--- begin ---

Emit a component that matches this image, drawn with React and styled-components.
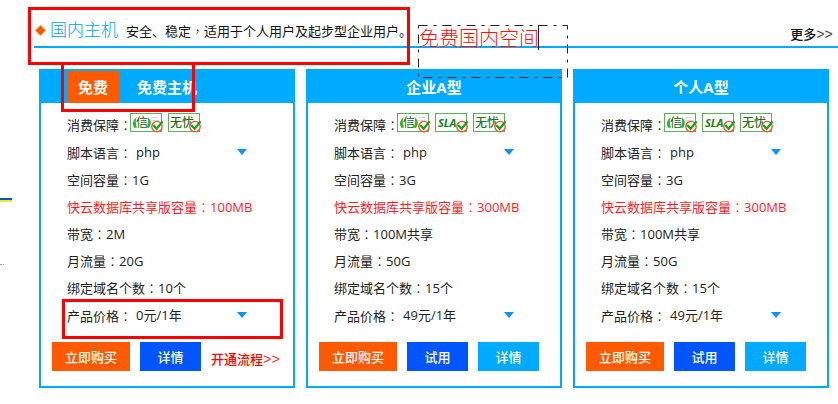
import React, { useState } from 'react';
import styled, { createGlobalStyle } from 'styled-components';

const GlobalStyle = createGlobalStyle`
    * {
        box-sizing: border-box;
    }
    body {
        margin: 0;
        background: #fff;
        color: #222;
        font-family: 'Open Sans', 'Noto Sans CJK SC', sans-serif;
        font-size: 13px;
    }
    button, select, input {
        font-family: inherit;
        font-size: inherit;
    }
`;

const Page = styled.div`
    position: relative;
    display: flex;
    align-items: flex-start;
`;

const Rail = styled.aside`
    flex: 0 0 34px;
    padding-top: 198px;
`;

const RailLine = styled.div`
    width: 12px;
    height: 4px;
    border-top: 2px solid #0055c8;
    border-bottom: 2px solid #f0ea20;
`;

const RailDots = styled.div`
    width: 4px;
    margin-top: 62px;
    border-top: 1px dotted #6aa8e8;
`;

const Section = styled.section`
    flex: 1;
    min-width: 0;
`;

const SectionHeader = styled.header`
    display: flex;
    align-items: center;
    height: 48px;
    padding: 14px 5px 0 1px;
    border-bottom: 2px solid #00aaff;
`;

const Title = styled.h2`
    margin: 0 8px 0 4px;
    font-size: 17px;
    font-weight: 300;
    line-height: 32px;
    color: #00a0f8;
`;

const Summary = styled.p`
    margin: 0;
    color: #111;
    white-space: nowrap;
`;

const MoreLink = styled.a`
    display: flex;
    align-items: center;
    margin-left: auto;
    padding-top: 6px;
    color: #111;
    font-weight: 500;
    text-decoration: none;
    white-space: nowrap;
`;

const Cards = styled.div`
    display: grid;
    grid-template-columns: repeat(3, 1fr);
    gap: 11px;
    padding: 21px 9px 0 5px;
`;

const Card = styled.article`
    border: 2px solid #00aaff;
    padding-bottom: 15px;
`;

const CardHeader = styled.div`
    display: flex;
    justify-content: ${props => props.$tagged ? 'flex-start' : 'center'};
    height: 32px;
    padding-left: ${props => props.$tagged ? '26px' : '0'};
    background: #00aaff;
    color: #fff;
`;

const Tag = styled.span`
    margin-right: 18px;
    padding: 0 11px;
    background: #ff5a00;
    font-size: 15px;
    font-weight: 700;
    line-height: 32px;
`;

const CardName = styled.h3`
    margin: 0;
    font-size: 15px;
    font-weight: 700;
    line-height: 32px;
`;

const Specs = styled.div`
    padding: 7px 0 0 26px;
`;

const Spec = styled.div`
    display: flex;
    align-items: center;
    height: ${props => props.$tall ? '28px' : '27px'};
    color: ${props => props.$accent ? '#ff1e28' : '#222'};
    white-space: nowrap;
`;

/* the TC face centres full-width punctuation */
const Mark = styled.span`
    font-family: 'Noto Sans CJK TC', sans-serif;
    font-weight: 300;
`;

const Badges = styled.span`
    display: flex;
    gap: 5px;
    margin: -2px 0 0 -2px;
`;

const SelectBox = styled.span`
    position: relative;
    display: flex;
    width: 115px;
    svg {
        position: absolute;
        right: 0;
        top: 8px;
        pointer-events: none;
    }
`;

const Select = styled.select`
    appearance: none;
    width: 100%;
    height: 22px;
    padding: 0 0 0 4px;
    border: 0;
    background: transparent;
    color: inherit;
`;

const Actions = styled.div`
    display: flex;
    align-items: center;
    gap: 10px;
    padding: 13px 0 0 11px;
`;

const colors = { buy: '#ff5a00', strong: '#0055ff', light: '#00aaff' };

const Button = styled.button`
    width: ${props => props.$kind === 'buy' ? '78px' : '61px'};
    height: 29px;
    padding: 0;
    border: 0;
    background: ${props => colors[props.$kind]};
    color: #fff;
    font-weight: 500;
    cursor: pointer;
`;

const FlowLink = styled.a`
    display: flex;
    align-items: center;
    padding-top: 4px;
    color: #f00;
    font-weight: 500;
    text-decoration: none;
    white-space: nowrap;
`;

const Arrows = styled.span`
    padding-top: 3px;
    font-family: 'Liberation Mono', monospace;
    font-size: 14px;
    font-weight: 400;
    line-height: 14px;
    opacity: 0.8;
`;

const Frame = styled.div`
    position: absolute;
    left: ${props => props.$left}px;
    top: ${props => props.$top}px;
    width: ${props => props.$width}px;
    height: ${props => props.$height}px;
    border: 3px solid #f00;
    pointer-events: none;
`;

const Note = styled.div`
    position: absolute;
    left: 418px;
    top: 25px;
    display: flex;
    width: 150px;
    height: 53px;
    svg {
        position: absolute;
        inset: 0;
    }
`;

const NoteInput = styled.input`
    width: 121px;
    height: 25px;
    padding: 0 0 0 1px;
    border: 0;
    border-right: 1px solid #222;
    background: transparent;
    color: #ff1010;
    font-family: 'Noto Sans CJK SC', sans-serif;
    font-size: 20px;
    font-weight: 300;
    outline: 0;
`;

const Diamond = () => (
    <svg width="11" height="11" viewBox="0 0 11 11" aria-hidden="true">
        <path d="M5.5 0.4 10.6 5.5 5.5 10.6 0.4 5.5Z" fill="#ff5500" stroke="#e8a020" strokeWidth="0.8" />
    </svg>
);

const Chevron = () => (
    <svg width="10" height="6" viewBox="0 0 10 6" aria-hidden="true">
        <path d="M0 0H10L5 6Z" fill="#0894ff" />
    </svg>
);

const Badge = ({ kind }) => (
    <svg width="33" height="20" viewBox="0 0 33 20" role="img" aria-label={kind}>
        <rect x="0.5" y="0.5" width="31" height="18" fill="#fff" stroke="#5fae5f" />
        {kind === '信云' && (
            <g>
                <path d="M6.6 4Q0.5 9.5 4.5 15L7 14.4Q4.8 9 6.6 4Z" fill="#2bb52b" />
                <path d="M17.6 4Q23.4 9 19 15L16.6 14.5Q19 9 17.6 4Z" fill="#2bb52b" />
                <text x="6" y="14" fontSize="12" fill="#155c15">信</text>
                <text x="20" y="12" fontSize="10" fill="#ccd6cc">云</text>
            </g>
        )}
        {kind === 'SLA' && (
            <text x="3" y="14" fontSize="11" fontWeight="700" fontStyle="italic" fill="#148414">SLA</text>
        )}
        {kind === '无忧' && (
            <text x="2" y="14" fontSize="12" fontWeight="500" fill="#1f701f">无忧</text>
        )}
        <circle cx="27" cy="13.6" r="5.2" fill="#fff" stroke="#f0553c" strokeWidth="1.4" />
        <path d="M23.2 12 26.6 15.8 32.6 8.4" fill="none" stroke="#12a512" strokeWidth="2.2" />
    </svg>
);

const Label = ({ text, htmlFor }) => {
    const Tagname = htmlFor ? 'label' : 'span';
    return <Tagname htmlFor={htmlFor}>{text}<Mark>：</Mark></Tagname>;
};

const SelectSpec = ({ id, label, option }) => (
    <Spec $tall>
        <Label text={label} htmlFor={id} />
        <SelectBox>
            <Select id={id} defaultValue={option}>
                <option>{option}</option>
            </Select>
            <Chevron />
        </SelectBox>
    </Spec>
);

const plans = [
    { id: 'free', name: '免费主机', tag: '免费', badges: ['信云', '无忧'], space: '1G', db: '100MB', band: '2M', flow: '20G', domains: '10个', price: '0元/1年' },
    { id: 'company', name: '企业A型', badges: ['信云', 'SLA', '无忧'], space: '3G', db: '300MB', band: '100M共享', flow: '50G', domains: '15个', price: '49元/1年' },
    { id: 'personal', name: '个人A型', badges: ['信云', 'SLA', '无忧'], space: '3G', db: '300MB', band: '100M共享', flow: '50G', domains: '15个', price: '49元/1年' },
];

const PlanCard = ({ plan }) => (
    <Card>
        <CardHeader $tagged={!!plan.tag}>
            {plan.tag && <Tag>{plan.tag}</Tag>}
            <CardName>{plan.name}</CardName>
        </CardHeader>
        <Specs>
            <Spec $tall>
                <Label text="消费保障" />
                <Badges>
                    {plan.badges.map(kind => <Badge key={kind} kind={kind} />)}
                </Badges>
            </Spec>
            <SelectSpec id={`${plan.id}-lang`} label="脚本语言" option="php" />
            <Spec><Label text="空间容量" />{plan.space}</Spec>
            <Spec $accent><Label text="快云数据库共享版容量" />{plan.db}</Spec>
            <Spec><Label text="带宽" />{plan.band}</Spec>
            <Spec><Label text="月流量" />{plan.flow}</Spec>
            <Spec><Label text="绑定域名个数" />{plan.domains}</Spec>
            <SelectSpec id={`${plan.id}-price`} label="产品价格" option={plan.price} />
        </Specs>
        <Actions>
            <Button type="button" $kind="buy">立即购买</Button>
            {plan.tag ? (
                <>
                    <Button type="button" $kind="strong">详情</Button>
                    <FlowLink href="#flow">开通流程<Arrows>&gt;&gt;</Arrows></FlowLink>
                </>
            ) : (
                <>
                    <Button type="button" $kind="strong">试用</Button>
                    <Button type="button" $kind="light">详情</Button>
                </>
            )}
        </Actions>
    </Card>
);

const App = () => {
    const [note, setNote] = useState('免费国内空间');

    return (
        <Page>
            <GlobalStyle />
            <Rail>
                <RailLine />
                <RailDots />
            </Rail>
            <Section>
                <SectionHeader>
                    <Diamond />
                    <Title>国内主机</Title>
                    <Summary>安全、稳定<Mark>，</Mark>适用于个人用户及起步型企业用户。</Summary>
                    <MoreLink href="#more">更多<Arrows>&gt;&gt;</Arrows></MoreLink>
                </SectionHeader>
                <Cards>
                    {plans.map(plan => <PlanCard key={plan.id} plan={plan} />)}
                </Cards>
            </Section>
            <Frame $left={28} $top={7} $width={382} $height={58} />
            <Frame $left={61} $top={62} $width={134} $height={50} />
            <Frame $left={62} $top={299} $width={221} $height={40} />
            <Note>
                <svg width="150" height="53" aria-hidden="true">
                    <rect x="0.5" y="0.5" width="149" height="52" fill="none" stroke="#222" strokeDasharray="9 6 3 6" />
                </svg>
                <NoteInput aria-label="标注" value={note} onChange={evt => setNote(evt.target.value)} />
            </Note>
        </Page>
    );
};

export default App;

--- end ---

_Given instruction_. Go through the listing above and list every line that has the word "React".

_Answer below_.
Emit a component that matches this image, drawn with React and styled-components.
import React, { useState } from 'react';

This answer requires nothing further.